We live in a high-tech era where many people think of music just as something that comes out of ear buds hooked to a cell phone. Many people are simply consumers of whatever music is thrown at them.
However, local and live music makers are still to be found.
On Friday night, I watched and listened as R-3 high school students gave the annual blackout performance following the homecoming football game. Bravo, by the way. They wrapped glo-lights around their legs, arms and instruments. With the stadium lights dark, a skeletal light show twitched and turned as students marched in patterns while playing Billy Joel songs on brass instruments and drums.
Some of those students will graduate beyond halftime shows but carry on with music for fun. They will join the ranks of the community bands.
Musicianship is obscure in our written history but holds a place.
Pioneer-era historian W.M. Paxton mentions in his writings fiddling and dancing at cabin raisings when the county was first settled. In pouring over two separate histories of Platte County’s early decades, I’ve found mention of both men and women who were noted as fine musicians. In the rich Price-Loyles family history someone is mentioned as the piano player or organist for the movie house in Weston when “silent” movies had live musical accompaniment.

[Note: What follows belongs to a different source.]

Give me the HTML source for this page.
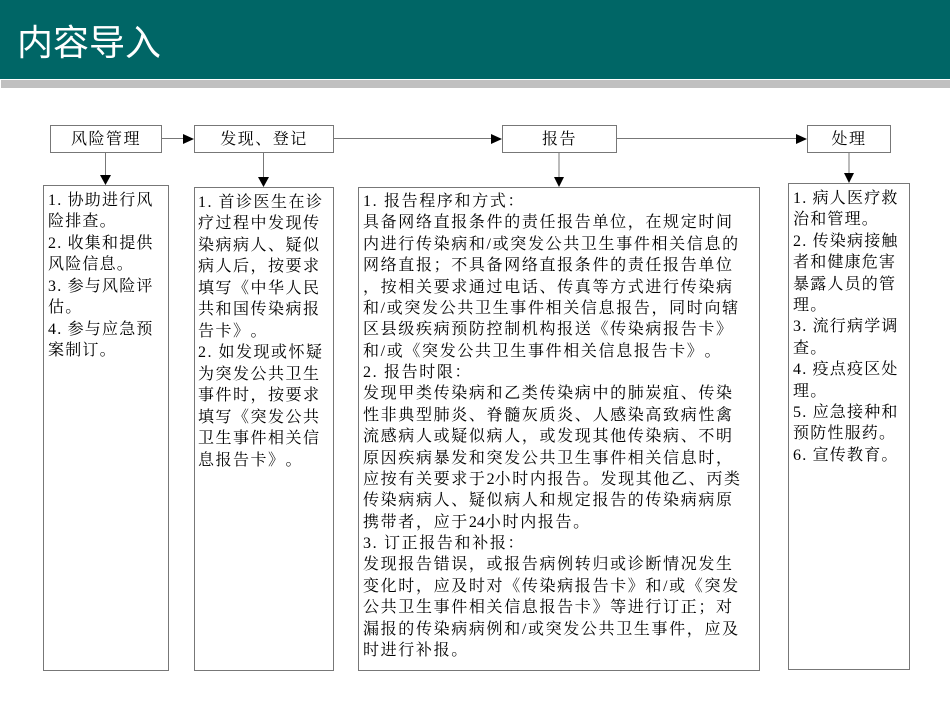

Brass bands were the rock n’ roll equivalent of the late 1800s era. They were loud and could be heard over crowd noise, and they had a soul-stirring power not found in quieter string ensembles. I’m sure our towns fielded some bands that played for events or in parks on Sunday afternoons.

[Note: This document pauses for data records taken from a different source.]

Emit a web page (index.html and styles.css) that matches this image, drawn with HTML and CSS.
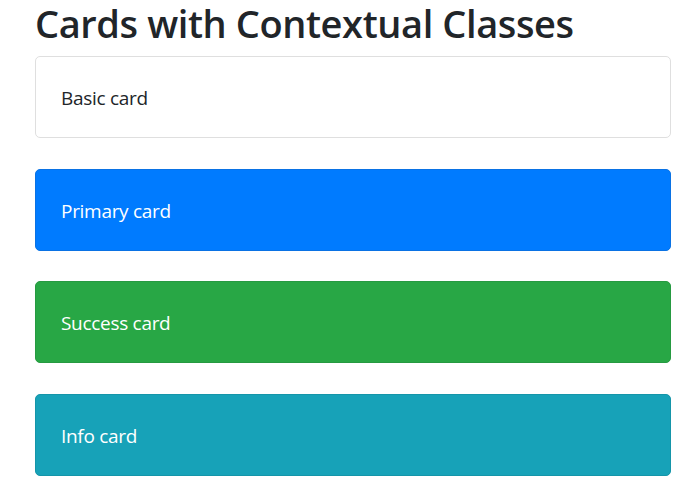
FILE: index.html
```html
<!DOCTYPE html>
<html lang="en">
<head>
<meta charset="utf-8">
<title>Cards with Contextual Classes</title>
<link rel="stylesheet" href="styles.css">
</head>
<body>
<div class="container">
  <h2 class="title">Cards with Contextual Classes</h2>
  <div class="card"><div class="card-body">Basic card</div></div>
  <div class="card card-primary"><div class="card-body">Primary card</div></div>
  <div class="card card-success"><div class="card-body">Success card</div></div>
  <div class="card card-info"><div class="card-body">Info card</div></div>
</div>
</body>
</html>
```

FILE: styles.css
```css
html, body {
  margin: 0;
  padding: 0;
  background: #ffffff;
}

body {
  font-family: "Open Sans", "Noto Sans", sans-serif;
  color: #212529;
  font-size: 19px;
}

.container {
  padding: 1px 25px 0 35px;
}

.title {
  margin: 0 0 11px 0;
  font-size: 38px;
  line-height: 44px;
  font-weight: 600;
  letter-spacing: -0.4px;
  color: #212529;
}

.card {
  border: 1px solid #dfdfdf;
  border-radius: 5px;
  background: #ffffff;
  margin-bottom: 30.5px;
}

.card-body {
  padding: 26px 25px 24px 25px;
  line-height: 30px;
  letter-spacing: -0.3px;
}

.card-primary {
  background: #007bff;
  border-color: #0a72e4;
  color: #ffffff;
}

.card-success {
  background: #28a745;
  border-color: #269a41;
  color: #ffffff;
}

.card-info {
  background: #17a2b8;
  border-color: #1595a9;
  color: #ffffff;
}
```
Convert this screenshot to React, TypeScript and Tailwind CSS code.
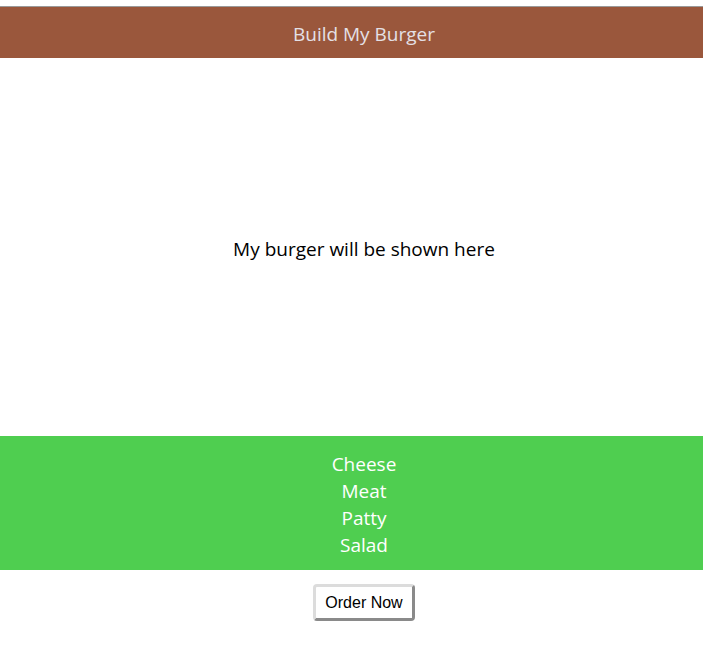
export default function App() {
  return (
    <div className="overflow-hidden bg-white">
      <div className="w-[728px] pt-[6px]" style={{ fontFamily: '"Open Sans", sans-serif' }}>
        <div className="border-t border-[#9a9a9a] bg-[#9a573c] h-[52px] flex items-center justify-center">
          <span className="pt-[4px] text-[19px] text-[#e4e0e6]">Build My Burger</span>
        </div>
        <div className="h-[378px] flex items-center justify-center">
          <span className="pt-[4px] text-[19px] text-black">My burger will be shown here</span>
        </div>
        <div className="bg-[#4fce50] pt-[15px] pb-[11px] flex flex-col items-center text-[19px] leading-[27px] text-white">
          <div>Cheese</div>
          <div>Meat</div>
          <div>Patty</div>
          <div>Salad</div>
        </div>
        <div className="flex justify-center pt-[14px]">
          <button
            className="h-[37px] px-[9px] rounded-[4px] border-[3px] border-t-[#dcdcdc] border-l-[#dcdcdc] border-b-[#8a8a8a] border-r-[#8a8a8a] bg-white text-[16px] text-black"
            style={{ fontFamily: '"Liberation Sans", Arial, sans-serif' }}
          >
            Order Now
          </button>
        </div>
      </div>
    </div>
  );
}
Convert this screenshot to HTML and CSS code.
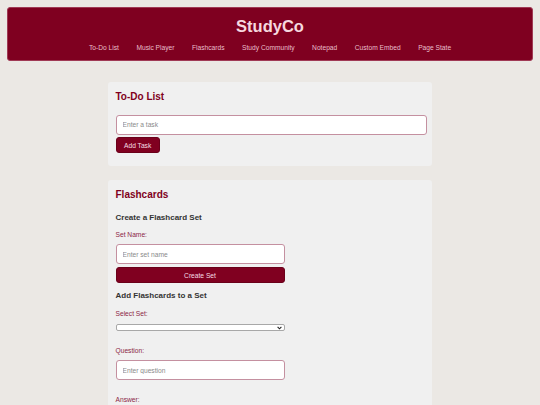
FILE: index.html
```html
<!DOCTYPE html>
<html lang="en">
<head>
<meta charset="utf-8">
<title>StudyCo</title>
<link rel="stylesheet" href="styles.css">
</head>
<body>
<header class="site-header">
  <h1 class="brand">StudyCo</h1>
  <nav class="nav">
    <a href="#">To-Do List</a>
    <a href="#">Music Player</a>
    <a href="#">Flashcards</a>
    <a href="#">Study Community</a>
    <a href="#">Notepad</a>
    <a href="#">Custom Embed</a>
    <a href="#">Page State</a>
  </nav>
</header>
<main class="main">
  <section class="panel todo">
    <h2 class="panel-title">To-Do List</h2>
    <input class="field field-wide" type="text" placeholder="Enter a task">
    <button class="btn btn-todo">Add Task</button>
  </section>
  <section class="panel cards">
    <h2 class="panel-title">Flashcards</h2>
    <h3 class="sub-title">Create a Flashcard Set</h3>
    <label class="label">Set Name:</label>
    <input class="field field-narrow" type="text" placeholder="Enter set name">
    <button class="btn btn-block">Create Set</button>
    <h3 class="sub-title sub-second">Add Flashcards to a Set</h3>
    <label class="label label-select">Select Set:</label>
    <span class="select-wrap">
      <select class="select"></select>
      <svg class="select-arrow" width="5" height="4" viewBox="0 0 5 4" aria-hidden="true"><path d="M0.6 0.8 L2.5 2.8 L4.4 0.8" fill="none" stroke="#222" stroke-width="1.1"/></svg>
    </span>
    <label class="label label-gap">Question:</label>
    <input class="field field-narrow" type="text" placeholder="Enter question">
    <label class="label label-gap">Answer:</label>
    <input class="field field-narrow" type="text" placeholder="Enter answer">
  </section>
</main>
</body>
</html>
```

FILE: styles.css
```css
* { box-sizing: border-box; }
html, body { margin: 0; padding: 0; }
body {
  background: #ebe8e4;
  font-family: "Liberation Sans", Arial, sans-serif;
  color: #333;
  padding: 7px;
}
.site-header {
  background: #7f0020;
  border: 1px solid #a03a55;
  border-radius: 3px;
  padding: 9px 0 8px;
  text-align: center;
}
.brand {
  margin: 0 0 8px;
  font-size: 16.5px;
  line-height: 19px;
  font-weight: bold;
  color: #f6d8df;
}
.nav {
  display: flex;
  justify-content: center;
  gap: 17.5px;
  line-height: 8px;
}
.nav a {
  color: #e9bfca;
  font-size: 6.67px;
  text-decoration: none;
}
.main {
  width: 324px;
  margin: 21px auto 0;
  display: flex;
  flex-direction: column;
  gap: 14.5px;
}
.panel {
  background: #f0f0f0;
  border-radius: 3px;
  padding: 8.5px 7.5px 12.5px;
  display: flex;
  flex-direction: column;
  align-items: flex-start;
}
.panel-title {
  margin: 0 0 12px;
  font-size: 10px;
  line-height: 12px;
  color: #800020;
}
.sub-title {
  margin: 0 0 9px;
  font-size: 8px;
  line-height: 9.5px;
  color: #333;
}
.sub-second { margin-top: 8px; }
.label {
  font-size: 6.67px;
  line-height: 8px;
  color: #8c2645;
  margin-bottom: 5px;
}
.label-select { margin-bottom: 6px; }
.label-gap { margin-top: 16px; }
.field {
  height: 20px;
  border: 1px solid #c490a0;
  border-radius: 3px;
  background: #fff;
  padding: 0 6px;
  font-family: "Liberation Sans", Arial, sans-serif;
  font-size: 6.67px;
  color: #333;
  outline: none;
}
.field::placeholder { color: #8a8a8a; }
.field-wide { width: 311px; }
.field-narrow { width: 169px; }
.btn {
  margin-top: 3px;
  height: 16px;
  padding: 0 7.5px;
  background: #800020;
  color: #f6dde3;
  border: 1px solid #6a001a;
  border-radius: 3px;
  font-family: "Liberation Sans", Arial, sans-serif;
  font-size: 6.67px;
}
.btn-todo { margin-top: 2.5px; }
.btn-block { width: 169px; }
.select-wrap {
  position: relative;
  display: block;
  width: 169px;
  height: 7.5px;
}
.select {
  appearance: none;
  -webkit-appearance: none;
  display: block;
  width: 169px;
  height: 7.5px;
  padding: 0;
  font-size: 4px;
  border: 1px solid #a8a8a8;
  border-radius: 2px;
  background: #fff;
}
.select-arrow {
  position: absolute;
  right: 3px;
  top: 2px;
}
```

So now we come to 2014, and Anderson is applying history to a new song for old traditions. He earned a music composition degree in 2012 from the University of Missouri. A grant from the Platte City Friends of the Arts and Platte County Parks and Recreation helped back the project. Anderson has a music website at www.michaeleanderson.com.
There will also be other exhibits, crafts and a celebration of all the Platte County 175th events on Oct. 26. Visitors are invited to view displays in the high school hallways beginning at 2 p.m.

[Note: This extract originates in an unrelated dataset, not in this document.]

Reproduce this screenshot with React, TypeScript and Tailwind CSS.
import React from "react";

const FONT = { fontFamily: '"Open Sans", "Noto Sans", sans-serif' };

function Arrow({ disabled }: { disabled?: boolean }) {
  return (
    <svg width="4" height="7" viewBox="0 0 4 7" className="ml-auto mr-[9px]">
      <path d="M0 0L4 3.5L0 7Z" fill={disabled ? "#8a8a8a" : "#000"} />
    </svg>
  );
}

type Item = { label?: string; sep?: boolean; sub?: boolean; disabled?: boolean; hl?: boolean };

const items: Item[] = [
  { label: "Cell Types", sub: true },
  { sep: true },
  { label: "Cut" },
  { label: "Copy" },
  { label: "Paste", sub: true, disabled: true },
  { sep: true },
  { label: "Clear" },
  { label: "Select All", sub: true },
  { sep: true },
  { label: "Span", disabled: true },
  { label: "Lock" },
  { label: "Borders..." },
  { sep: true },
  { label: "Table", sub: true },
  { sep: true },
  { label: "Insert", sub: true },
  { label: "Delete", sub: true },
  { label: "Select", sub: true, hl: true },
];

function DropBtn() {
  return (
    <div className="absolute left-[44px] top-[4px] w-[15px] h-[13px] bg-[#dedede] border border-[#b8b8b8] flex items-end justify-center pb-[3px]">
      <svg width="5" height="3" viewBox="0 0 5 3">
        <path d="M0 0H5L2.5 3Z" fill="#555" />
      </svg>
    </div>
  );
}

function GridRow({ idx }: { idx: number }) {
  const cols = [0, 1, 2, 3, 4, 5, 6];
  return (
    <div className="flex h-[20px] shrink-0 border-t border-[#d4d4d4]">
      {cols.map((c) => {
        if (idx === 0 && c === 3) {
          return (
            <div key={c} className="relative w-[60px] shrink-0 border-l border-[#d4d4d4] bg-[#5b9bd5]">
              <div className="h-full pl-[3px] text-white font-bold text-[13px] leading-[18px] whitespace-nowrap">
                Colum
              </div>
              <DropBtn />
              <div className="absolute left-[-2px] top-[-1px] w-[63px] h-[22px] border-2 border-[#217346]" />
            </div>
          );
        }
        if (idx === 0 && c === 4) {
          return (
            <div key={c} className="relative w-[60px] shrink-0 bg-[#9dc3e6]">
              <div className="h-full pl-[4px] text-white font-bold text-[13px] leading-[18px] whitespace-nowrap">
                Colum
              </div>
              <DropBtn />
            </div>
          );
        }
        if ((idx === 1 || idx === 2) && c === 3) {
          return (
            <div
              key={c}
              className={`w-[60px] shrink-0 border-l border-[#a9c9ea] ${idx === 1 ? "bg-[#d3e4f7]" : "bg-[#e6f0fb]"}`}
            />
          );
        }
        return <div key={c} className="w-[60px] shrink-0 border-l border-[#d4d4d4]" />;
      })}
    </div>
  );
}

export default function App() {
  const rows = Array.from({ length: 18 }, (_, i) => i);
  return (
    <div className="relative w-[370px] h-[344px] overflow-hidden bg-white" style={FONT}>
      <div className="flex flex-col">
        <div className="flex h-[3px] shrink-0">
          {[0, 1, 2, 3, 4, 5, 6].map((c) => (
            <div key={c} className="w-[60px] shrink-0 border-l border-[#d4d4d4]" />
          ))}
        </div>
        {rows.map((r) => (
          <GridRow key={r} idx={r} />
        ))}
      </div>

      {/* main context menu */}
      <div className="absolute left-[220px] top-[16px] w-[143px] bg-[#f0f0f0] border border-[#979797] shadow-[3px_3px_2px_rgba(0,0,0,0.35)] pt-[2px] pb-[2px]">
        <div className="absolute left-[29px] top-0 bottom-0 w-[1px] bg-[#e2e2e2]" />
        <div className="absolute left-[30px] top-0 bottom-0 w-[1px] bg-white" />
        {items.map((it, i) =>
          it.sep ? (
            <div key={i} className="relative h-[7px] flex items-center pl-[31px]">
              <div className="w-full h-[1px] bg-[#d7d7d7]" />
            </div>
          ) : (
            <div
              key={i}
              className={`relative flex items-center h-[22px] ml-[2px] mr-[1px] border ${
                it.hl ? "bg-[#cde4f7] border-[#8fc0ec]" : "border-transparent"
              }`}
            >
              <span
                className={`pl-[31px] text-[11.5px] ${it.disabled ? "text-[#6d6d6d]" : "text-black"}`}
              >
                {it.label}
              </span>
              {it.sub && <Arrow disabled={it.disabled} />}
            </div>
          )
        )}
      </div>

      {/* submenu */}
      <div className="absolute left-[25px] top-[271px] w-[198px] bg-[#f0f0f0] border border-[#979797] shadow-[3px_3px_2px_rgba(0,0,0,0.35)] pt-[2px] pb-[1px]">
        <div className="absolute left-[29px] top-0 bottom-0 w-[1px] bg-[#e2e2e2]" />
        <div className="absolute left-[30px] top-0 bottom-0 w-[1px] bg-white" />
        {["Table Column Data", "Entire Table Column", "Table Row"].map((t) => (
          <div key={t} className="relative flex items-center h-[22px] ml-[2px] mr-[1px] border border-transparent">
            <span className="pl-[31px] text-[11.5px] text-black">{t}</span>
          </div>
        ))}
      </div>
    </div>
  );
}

Covering 175 years is a lot of time put to music in a composition.
I’ve daydreamed of how I might approach it if I had any kind of formal musical training, which I don’t. (But I do have an all-original songs folk/bluegrass CD for sale called “West Missouri Ramble,” if anyone is interested.)
I believe I’d start with a simple, haunting melody on a wooden flute to evoke a natural landscape and Native American culture.
Then I’d add some strings, violin and cello with lilting folk melodies that evoke the French fur traders who moved across this county but left little trace. The pioneers arrival movement would need to be hopeful but somewhat plodding, like oxen trying to pull a wooden plow through soil made tough with roots and rock.
We’d need a pretty jaunty tune to mark people jumping off from the county for the gold fields of California in 1849. Then perhaps the brass instruments could sound stormy and moody for the dark, tense and violent days when slavery was contested along the Kansas border before the Civil War.
For the war, cymbals clanging and horns rising and falling, and then mournful cellos sadly singing.
The horns and the strings could again sound hopeful when thinking of the late 1800s. Perhaps you could sneak in a line from the Jesse James folk song melody. Platte Countians were not shortchanged for musical entertainment when the jazz age morphed into the swing era. Think about generations, including some people still among us, dancing the night away at Bean Lake or perhaps at the Dirty Shame located on the Platte County Fairgrounds.
We rocked in the county when the time came.
I have friends who played in bands. We had local country music stars. People were still dancing to the fiddle and square dance caller in some towns. A young generation re-discovered folk music. Yet also young people are still playing trombones and trumpets and bass drums as they march in parades or at halftime at football games. Many excel at state music contests.
Few get famous, but musicians give the county a heartbeat. For those who seek them out, the world is less lonely.